Wang, H., Cao, J. and Zhang, Y.

    A flexible payment scheme and its permission-role assignments are proposed in this paper. The scheme uses electronic cash for payment transactions In this protocol, from the viewpoint of banks, consumers can improve anonymity if they are worried about disclosure of their identities. A role called anonymity provider agent (AP) provides a high level of anonymity for consumers. The role AP certifies re-encrypted data after verifying the validity of the content from consumers, but with no private information of the consumers required. With this method, each consumer can get a required anonymity level, depending on the available time, computation and cost. There are two types of problems that may arise in permission-role assignments. One is related to authorization granting process. Conflicting permissions may be granted to a role, and as a result, users will the role may have or derive a high level of authority.

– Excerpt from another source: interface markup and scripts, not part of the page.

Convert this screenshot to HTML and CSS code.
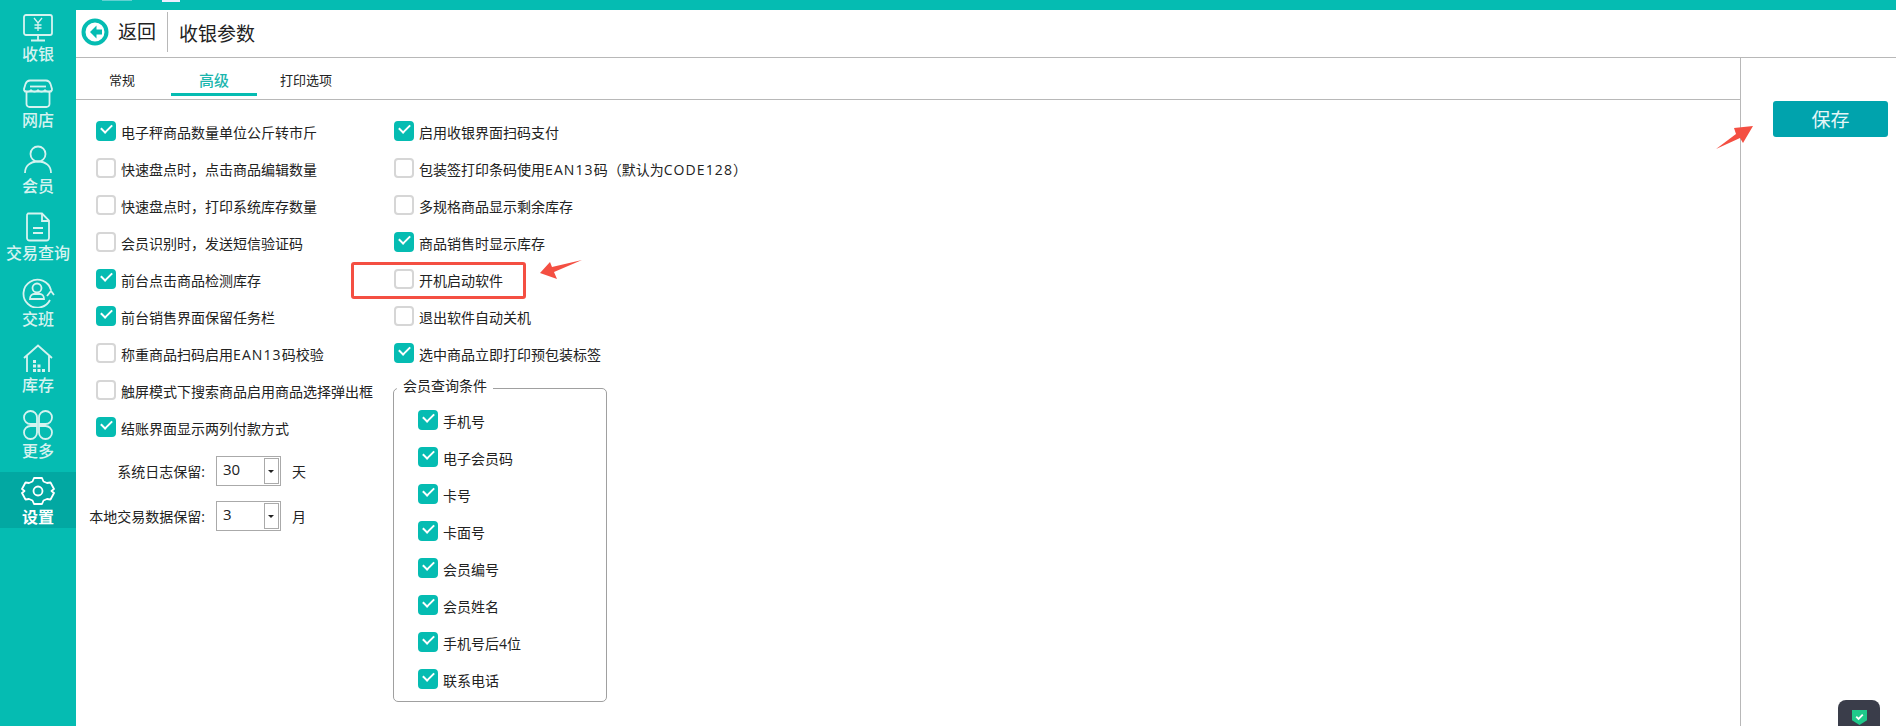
FILE: index.html
```html
<!DOCTYPE html>
<html lang="zh-CN">
<head>
  <meta charset="UTF-8">
  <title>收银参数</title>
  <link rel="stylesheet" href="styles.css">
</head>
<body>
  <!-- 左侧菜单 -->
  <nav class="sidebar">
    <a class="nav-item">
      <svg class="nav-icon" viewBox="0 0 34 30"><rect x="3" y="2" width="28" height="20" rx="2"/><path d="M17 22v5M10 27.500h14"/><path class="thin" d="M13 5l4 5 4-5M17 10v8M13.500 12h7M13.500 15h7"/></svg>
      <span>收银</span>
    </a>
    <a class="nav-item">
      <svg class="nav-icon" viewBox="0 0 34 30"><path d="M9 1.500h16a5 5 0 0 1 4.500 3.500l1.500 5a3 3 0 0 1-1 2.500H4a3 3 0 0 1-1-2.500L4.500 5A5 5 0 0 1 9 1.500z"/><path d="M5.500 13V25a3 3 0 0 0 3 3h17a3 3 0 0 0 3-3V13"/><path d="M9 7.500h16"/><path class="thin" d="M3 11q3.500 3.500 7 0q3.500 3.500 7 0q3.500 3.500 7 0q3.500 3.500 7 0"/></svg>
      <span>网店</span>
    </a>
    <a class="nav-item">
      <svg class="nav-icon" viewBox="0 0 34 30"><circle cx="17" cy="9" r="7.500"/><path d="M4 28c0-7 5-11.500 13-11.500S30 21 30 28"/></svg>
      <span>会员</span>
    </a>
    <a class="nav-item">
      <svg class="nav-icon" viewBox="0 0 34 30"><path d="M7 1.500h14l7 7V26a2.500 2.500 0 0 1-2.500 2.500h-17A2.500 2.500 0 0 1 6 26V4a2.500 2.500 0 0 1 1-2.500z"/><path d="M21 2v7h7M12 16h10M12 21h10"/></svg>
      <span>交易查询</span>
    </a>
    <a class="nav-item">
      <svg class="nav-icon" viewBox="0 0 34 30"><path d="M30 12A14 14 0 1 0 29 22"/><circle cx="16" cy="10" r="4.500"/><path d="M9 21c0-3 2-5 4-5h6c2 0 4 2 4 5z"/><path d="M26 18l4-5 3 4"/></svg>
      <span>交班</span>
    </a>
    <a class="nav-item">
      <svg class="nav-icon" viewBox="0 0 34 30"><path d="M3 14L17 1.500 31 14M6 12v16M28 12v16"/><path class="dots" d="M12 16h3v3h-3zM12 20.500h3v3h-3zM12 25h3v3h-3zM16.500 20.500h3v3h-3zM16.500 25h3v3h-3zM21 25h3v3h-3z"/></svg>
      <span>库存</span>
    </a>
    <a class="nav-item">
      <svg class="nav-icon" viewBox="0 0 34 30"><path d="M16 14H9.500A6.500 6.500 0 1 1 16 7.500z"/><path d="M18 14h6.500A6.500 6.500 0 1 0 18 7.500z"/><path d="M16 16H9.500A6.500 6.500 0 1 0 16 22.500z"/><path d="M18 16h6.500A6.500 6.500 0 1 1 18 22.500z"/></svg>
      <span>更多</span>
    </a>
    <a class="nav-item active">
      <svg class="nav-icon" viewBox="0 0 34 30"><path d="M13 2h8l1.500 3.500 3.500 1.500 3.500-.5L33 13l-2.500 2 2.500 2-3.500 6.500-3.500-.5-3.500 1.500L21 28h-8l-1.500-3.500L8 23l-3.500.5L1 17l2.500-2L1 13l3.500-6.500L8 7l3.500-1.500z" stroke-linejoin="round"/><circle cx="17" cy="15" r="4.500"/></svg>
      <span>设置</span>
    </a>
  </nav>

  <div class="main">
    <div class="titlebar"><i class="title-bit faint"></i><i class="title-bit"></i></div>

    <header class="header">
      <svg class="back-icon" viewBox="0 0 28 28"><circle cx="14" cy="14" r="11.500"/><path d="M15.500 7.500L9 14l6.500 6.500v-4H21v-5h-5.500z"/></svg>
      <span class="back-text">返回</span>
      <span class="page-title">收银参数</span>
    </header>

    <div class="content">
      <section class="panel">
        <div class="tabs">
          <a class="tab">常规</a>
          <a class="tab active">高级</a>
          <a class="tab">打印选项</a>
        </div>

        <div class="options">
          <div class="col col-first">
            <label class="check on"><i></i>电子秤商品数量单位公斤转市斤</label>
            <label class="check"><i></i>快速盘点时，点击商品编辑数量</label>
            <label class="check"><i></i>快速盘点时，打印系统库存数量</label>
            <label class="check"><i></i>会员识别时，发送短信验证码</label>
            <label class="check on"><i></i>前台点击商品检测库存</label>
            <label class="check on"><i></i>前台销售界面保留任务栏</label>
            <label class="check"><i></i><span>称重商品扫码启用<em>EAN13</em>码校验</span></label>
            <label class="check"><i></i>触屏模式下搜索商品启用商品选择弹出框</label>
            <label class="check on"><i></i>结账界面显示两列付款方式</label>

            <div class="spin-row">
              <span class="spin-label">系统日志保留:</span>
              <div class="spin"><span>30</span><b></b></div>
              <span class="spin-unit">天</span>
            </div>
            <div class="spin-row">
              <span class="spin-label">本地交易数据保留:</span>
              <div class="spin"><span>3</span><b></b></div>
              <span class="spin-unit">月</span>
            </div>
          </div>

          <div class="col">
            <label class="check on"><i></i>启用收银界面扫码支付</label>
            <label class="check"><i></i><span>包装签打印条码使用<em>EAN13</em>码（默认为<em>CODE128</em>）</span></label>
            <label class="check"><i></i>多规格商品显示剩余库存</label>
            <label class="check on"><i></i>商品销售时显示库存</label>
            <label class="check"><i></i>开机启动软件</label>
            <label class="check"><i></i>退出软件自动关机</label>
            <label class="check on"><i></i>选中商品立即打印预包装标签</label>

            <fieldset class="group">
              <legend>会员查询条件</legend>
              <label class="check on"><i></i>手机号</label>
              <label class="check on"><i></i>电子会员码</label>
              <label class="check on"><i></i>卡号</label>
              <label class="check on"><i></i>卡面号</label>
              <label class="check on"><i></i>会员编号</label>
              <label class="check on"><i></i>会员姓名</label>
              <label class="check on"><i></i>手机号后4位</label>
              <label class="check on"><i></i>联系电话</label>
            </fieldset>
          </div>
        </div>
      </section>

      <aside class="actions">
        <button class="save-btn">保存</button>
      </aside>
    </div>
  </div>

  <!-- 截图上的红色标注 -->
  <div class="mark-box"></div>
  <svg class="mark-arrow arrow-one" viewBox="0 0 42 20"><path d="M0 13L10 2l2 5L42 0 14 12l3 7z"/></svg>
  <svg class="mark-arrow arrow-two" viewBox="0 0 38 24"><path d="M0 24L20 9 18 3 37 1 27 18l-3-5z"/></svg>

  <div class="shield-badge">
    <svg viewBox="0 0 16 18"><path d="M0 1h16v11l-8 5-8-5z"/><path class="tick" d="M4.500 8l2.500 2.500L11.500 6"/></svg>
  </div>
</body>
</html>
```

FILE: styles.css
```css
html, body {
  margin: 0;
  padding: 0;
  width: 100%;
  height: 100%;
  background: white;
  overflow: hidden;
  font-family: "Open Sans", "Noto Sans CJK SC", sans-serif;
  color: #222;
  text-spacing-trim: space-all;
}

body {
  display: flex;
}

/* 左侧菜单 */
.sidebar {
  width: 76px;
  flex: none;
  box-sizing: border-box;
  padding-top: 9px;
  background: #05bcb2;
  display: flex;
  flex-direction: column;
  gap: 10.2px;
}

.nav-item {
  height: 56px;
  display: flex;
  flex-direction: column;
  align-items: center;
  color: #d6f3f0;
  font-size: 16px;
  font-weight: 500;
  line-height: 20px;
}

.nav-item.active {
  background: #02a8a2;
  color: white;
  font-weight: 700;
}

.nav-icon {
  width: 34px;
  height: 30px;
  margin-top: 4px;
  flex: none;
  fill: none;
  stroke: currentColor;
  stroke-width: 1.8;
}

.nav-icon .thin {
  stroke-width: 1.300;
}

.nav-icon .dots {
  fill: currentColor;
  stroke: none;
}

.nav-item span {
  margin-top: 1px;
}

.main {
  flex: 1;
  min-width: 0;
  display: flex;
  flex-direction: column;
}

.titlebar {
  height: 10px;
  flex: none;
  background: #05bcb2;
  display: flex;
  align-items: flex-start;
  gap: 30px;
  padding-left: 26px;
}

.title-bit {
  width: 18px;
  height: 2px;
  background: #eef;
}

.title-bit.faint {
  width: 30px;
  height: 1px;
  opacity: 0.4;
}

/* 顶部标题 */
.header {
  height: 47px;
  flex: none;
  border-bottom: 1px solid #b8b8b8;
  display: flex;
  align-items: center;
  padding-left: 5px;
}

.back-icon {
  width: 28px;
  height: 28px;
  margin-top: -3px;
}

.back-icon circle {
  fill: white;
  stroke: #05bcb2;
  stroke-width: 4;
}

.back-icon path {
  fill: #05bcb2;
}

.back-text {
  margin-left: 9px;
  padding-right: 11px;
  font-size: 19px;
  line-height: 40px;
  border-right: 1px solid #b8b8b8;
  margin-top: -3px;
}

.page-title {
  margin-left: 11px;
  font-size: 19px;
  margin-top: -1px;
}

.content {
  flex: 1;
  display: flex;
  min-height: 0;
}

.panel {
  width: 1664px;
  flex: none;
  border-right: 1px solid #b8b8b8;
}

/* 页签 */
.tabs {
  height: 41px;
  border-bottom: 1px solid #b8b8b8;
  display: flex;
  gap: 6px;
  padding-left: 3px;
}

.tab {
  width: 86px;
  height: 38px;
  box-sizing: border-box;
  text-align: center;
  font-size: 13px;
  line-height: 44px;
}

.tab.active {
  font-size: 15px;
  color: #1bb6ae;
  font-weight: 500;
  border-bottom: 3px solid #05bcb2;
}

/* 选项 */
.options {
  display: flex;
  padding: 13px 0 0 20px;
}

.col {
  width: 298px;
  flex: none;
}

.check {
  height: 37px;
  display: flex;
  align-items: center;
  font-size: 14px;
  white-space: nowrap;
}

.check em {
  font-style: normal;
  letter-spacing: 1.100px;
}

.check i {
  width: 20px;
  height: 20px;
  box-sizing: border-box;
  flex: none;
  margin: 0 5px 2px 0;
  border: 2px solid #d6d6d6;
  border-radius: 4px;
  position: relative;
}

.check.on i {
  background: #05bcb2;
  border-color: #05bcb2;
}

.check.on i::after {
  content: "";
  position: absolute;
  left: 3px;
  top: 1px;
  width: 9px;
  height: 5px;
  border-left: 2.500px solid white;
  border-bottom: 2.500px solid white;
  transform: rotate(-45deg);
}

.spin-row {
  height: 45px;
  display: flex;
  align-items: center;
  font-size: 14px;
}

.col-first .spin-row:first-of-type {
  margin-top: 2px;
}

.spin-label {
  width: 130px;
  margin-left: -21px;
  text-align: right;
  white-space: nowrap;
}

.spin {
  width: 65px;
  height: 30px;
  box-sizing: border-box;
  margin-left: 11px;
  border: 1px solid #aaa;
  display: flex;
  align-items: center;
  justify-content: space-between;
  font-size: 15px;
  padding-left: 6px;
}

.spin span {
  margin-top: -4px;
}

.spin b {
  width: 15px;
  height: 26px;
  box-sizing: border-box;
  border: 1px solid #aaa;
  margin-right: 1px;
  position: relative;
}

.spin b::after {
  content: "";
  position: absolute;
  left: 3px;
  top: 11px;
  border: 3px solid transparent;
  border-top: 3px solid #222;
}

.spin-unit {
  margin-left: 11px;
}

.group {
  width: 214px;
  height: 324px;
  box-sizing: border-box;
  margin: 6px 0 0 -1px;
  padding: 4px 0 0 24px;
  border: 1px solid #a0a0a0;
  border-radius: 5px;
}

.group legend {
  margin-left: -21px;
  padding: 0 6px 5px;
  font-size: 14px;
  line-height: 16px;
}

.group .check {
  height: 36.900px;
}

/* 右侧按钮 */
.actions {
  flex: 1;
  padding: 43px 8px 0 32px;
}

.save-btn {
  display: block;
  width: 115px;
  height: 36px;
  border: 0;
  border-radius: 3px;
  background: #00a3ad;
  color: #e6f6f7;
  font-family: inherit;
  font-size: 19px;
  padding: 0;
}

/* 标注 */
.mark-box {
  position: absolute;
  left: 351px;
  top: 262px;
  width: 175px;
  height: 37px;
  box-sizing: border-box;
  border: 3px solid #f44f42;
  border-radius: 3px;
}

.mark-arrow {
  position: absolute;
  fill: #f44f42;
}

.arrow-one {
  left: 540px;
  top: 260px;
  width: 42px;
  height: 20px;
}

.arrow-two {
  left: 1716px;
  top: 125px;
  width: 38px;
  height: 24px;
}

.shield-badge {
  position: absolute;
  left: 1838px;
  top: 700px;
  width: 42px;
  height: 26px;
  background: #3a3d4a;
  border-radius: 8px 8px 0 0;
  display: flex;
  justify-content: center;
  padding-top: 9px;
  box-sizing: border-box;
}

.shield-badge svg {
  width: 15px;
  height: 17px;
  fill: #1fc98a;
}

.shield-badge .tick {
  fill: none;
  stroke: white;
  stroke-width: 2;
}
```
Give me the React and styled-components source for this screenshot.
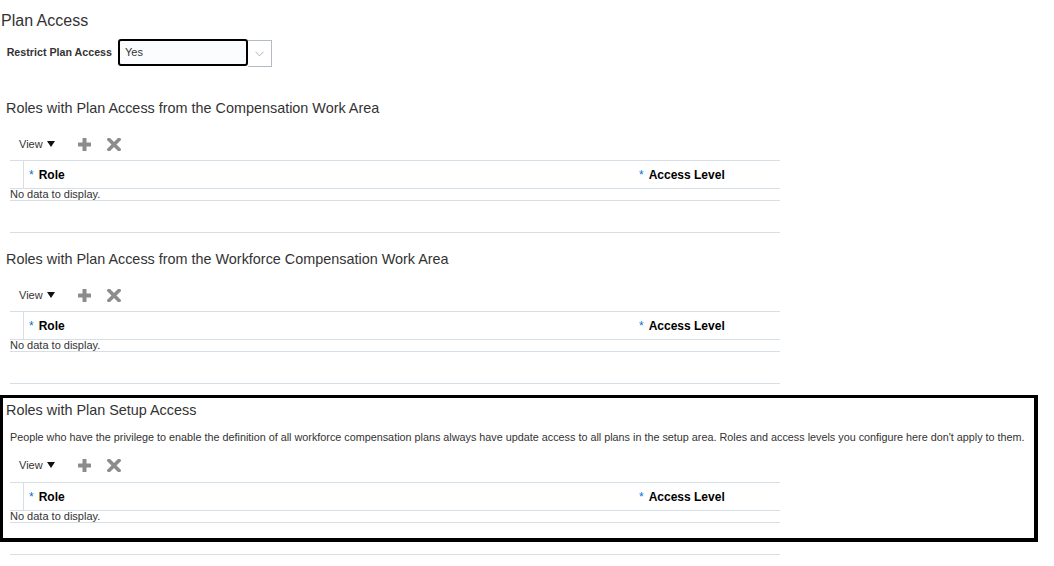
import React from 'react';
import styled, { createGlobalStyle } from 'styled-components';

const Global = createGlobalStyle`
  html, body { margin: 0; padding: 0; background: #fff; }
  body { font-family: "Liberation Sans", Arial, sans-serif; color: #333; }
  * { box-sizing: border-box; }
`;

const Page = styled.div`
  width: 1054px;
  height: 566px;
  overflow: hidden;
`;

const Title = styled.h1`
  margin: 0;
  padding: 11px 0 0 1px;
  font-size: 16px;
  font-weight: normal;
  line-height: 20px;
  color: #333;
`;

const FieldRow = styled.div`
  display: flex;
  align-items: flex-start;
  margin-top: 8px;
  margin-bottom: 32px;
`;

const FieldLabel = styled.label`
  width: 118px;
  padding-right: 6px;
  text-align: right;
  font-size: 10.7px;
  font-weight: bold;
  color: #333;
  line-height: 27px;
`;

const SelectBox = styled.div`
  width: 130px;
  height: 27px;
  border: 2px solid #000;
  border-radius: 3px;
  background: #fbfcfe;
  padding-left: 5px;
  font-size: 11px;
  line-height: 23px;
  color: #333;
`;

const DropButton = styled.div`
  width: 24px;
  height: 27px;
  margin-top: 1px;
  border: 1px solid #b3bcc3;
  border-left: none;
  background: #fff;
  display: flex;
  align-items: center;
  justify-content: center;
`;

const Section = styled.section`
  position: relative;
  margin-top: 17px;
`;

const Highlight = styled.div`
  position: absolute;
  top: -6px;
  left: 0;
  width: 1038px;
  height: 147px;
  border-style: solid;
  border-color: #000;
  border-width: 3px 4px 4px 3px;
  pointer-events: none;
`;

const SectionTitle = styled.h2`
  margin: 0 0 0 6px;
  font-size: 14.4px;
  font-weight: normal;
  line-height: 18px;
  color: #333;
`;

const Description = styled.p`
  margin: 11px 0 0 10px;
  font-size: 10.8px;
  line-height: 14px;
  color: #333;
`;

const Toolbar = styled.div`
  display: flex;
  align-items: center;
  height: 28px;
  margin-top: ${p => p.$afterText ? 7 : 13}px;
  margin-bottom: ${p => p.$afterText ? 3 : 2}px;
  padding-left: 19px;
`;

const ViewMenu = styled.div`
  display: flex;
  align-items: center;
  font-size: 11px;
  color: #333;
  gap: 4px;
  margin-right: 23px;
`;

const IconButton = styled.button`
  border: none;
  background: none;
  padding: 0;
  width: 14px;
  height: 13px;
  margin-right: ${p => p.$gap || 0}px;
  display: flex;
`;

const Table = styled.div`
  margin-left: 10px;
  width: 770px;
  border-top: 1px solid #d6dfe6;
  border-bottom: 1px solid #d6dfe6;
`;

const HeaderRow = styled.div`
  display: grid;
  grid-template-columns: 14px 609px 1fr;
  height: 28px;
  border-bottom: 1px solid #d6dfe6;
`;

const HeaderCell = styled.div`
  padding-left: ${p => p.$pad || 0}px;
  border-right: ${p => p.$divider ? '1px solid #d6dfe6' : 'none'};
  display: flex;
  align-items: center;
  font-size: 12px;
  font-weight: bold;
  color: #000;
`;

const Required = styled.span`
  color: #0572ce;
  font-weight: normal;
  font-size: 12px;
  margin-right: 5px;
`;

const EmptyRow = styled.div`
  font-size: 11px;
  line-height: 11px;
  height: 12px;
  color: #333;
  border-bottom: 1px solid #d6dfe6;
`;

const Filler = styled.div`
  height: 31px;
`;

const Chevron = () => (
  <svg width="9" height="6" viewBox="0 0 9 6">
    <path d="M0.5 0.8 L4.5 4.8 L8.5 0.8" fill="none" stroke="#a9b0b6" strokeWidth="1" />
  </svg>
);

const Caret = () => (
  <svg width="8" height="6" viewBox="0 0 8 6">
    <path d="M0 0 H8 L4 6 Z" fill="#111" />
  </svg>
);

const PlusIcon = () => (
  <svg width="13" height="13" viewBox="0 0 13 13">
    <rect x="0" y="4.5" width="13" height="4" rx="0.6" fill="#8c8c8c" />
    <rect x="4.5" y="0" width="4" height="13" rx="0.6" fill="#8c8c8c" />
  </svg>
);

const CloseIcon = () => (
  <svg width="14" height="13" viewBox="0 0 14 13">
    <path d="M2 1.5 L12 11.5 M12 1.5 L2 11.5" stroke="#8c8c8c" strokeWidth="3.6" strokeLinecap="square" />
  </svg>
);

const RolesSection = ({ title, description, highlighted }) => (
  <Section>
    {highlighted && <Highlight />}
    <SectionTitle>{title}</SectionTitle>
    {description && <Description>{description}</Description>}
    <Toolbar $afterText={!!description}>
      <ViewMenu>View <Caret /></ViewMenu>
      <IconButton $gap={15} aria-label="Add"><PlusIcon /></IconButton>
      <IconButton aria-label="Delete"><CloseIcon /></IconButton>
    </Toolbar>
    <Table>
      <HeaderRow>
        <HeaderCell $divider />
        <HeaderCell $pad={5}><Required>*</Required>Role</HeaderCell>
        <HeaderCell $pad={6}><Required>*</Required>Access Level</HeaderCell>
      </HeaderRow>
      <EmptyRow>No data to display.</EmptyRow>
      <Filler />
    </Table>
  </Section>
);

export default function App() {
  return (
    <Page>
      <Global />
      <Title>Plan Access</Title>
      <FieldRow>
        <FieldLabel>Restrict Plan Access</FieldLabel>
        <SelectBox>Yes</SelectBox>
        <DropButton><Chevron /></DropButton>
      </FieldRow>
      <RolesSection title="Roles with Plan Access from the Compensation Work Area" />
      <RolesSection title="Roles with Plan Access from the Workforce Compensation Work Area" />
      <RolesSection
        highlighted
        title="Roles with Plan Setup Access"
        description="People who have the privilege to enable the definition of all workforce compensation plans always have update access to all plans in the setup area. Roles and access levels you configure here don't apply to them."
      />
    </Page>
  );
}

Another is related to authorization revocation. When permission is revoked from a role, the role may still have the permission from other roles. To solve these problems, we first analyse the duty separation constraints of the role hierarchies in the scheme, then discuss granting a permission to a role, weak revocation permissions and strong revocation permissions for the scheme.
Cite as: Wang, H., Cao, J. and Zhang, Y. (2003). A Flexible Payment Scheme and its Permission-Role Assignment. In Proc. Twenty-Sixth Australasian Computer Science Conference (ACSC2003), Adelaide, Australia. CRPIT, 16. Oudshoorn, M. J., Ed. ACS. 189-198.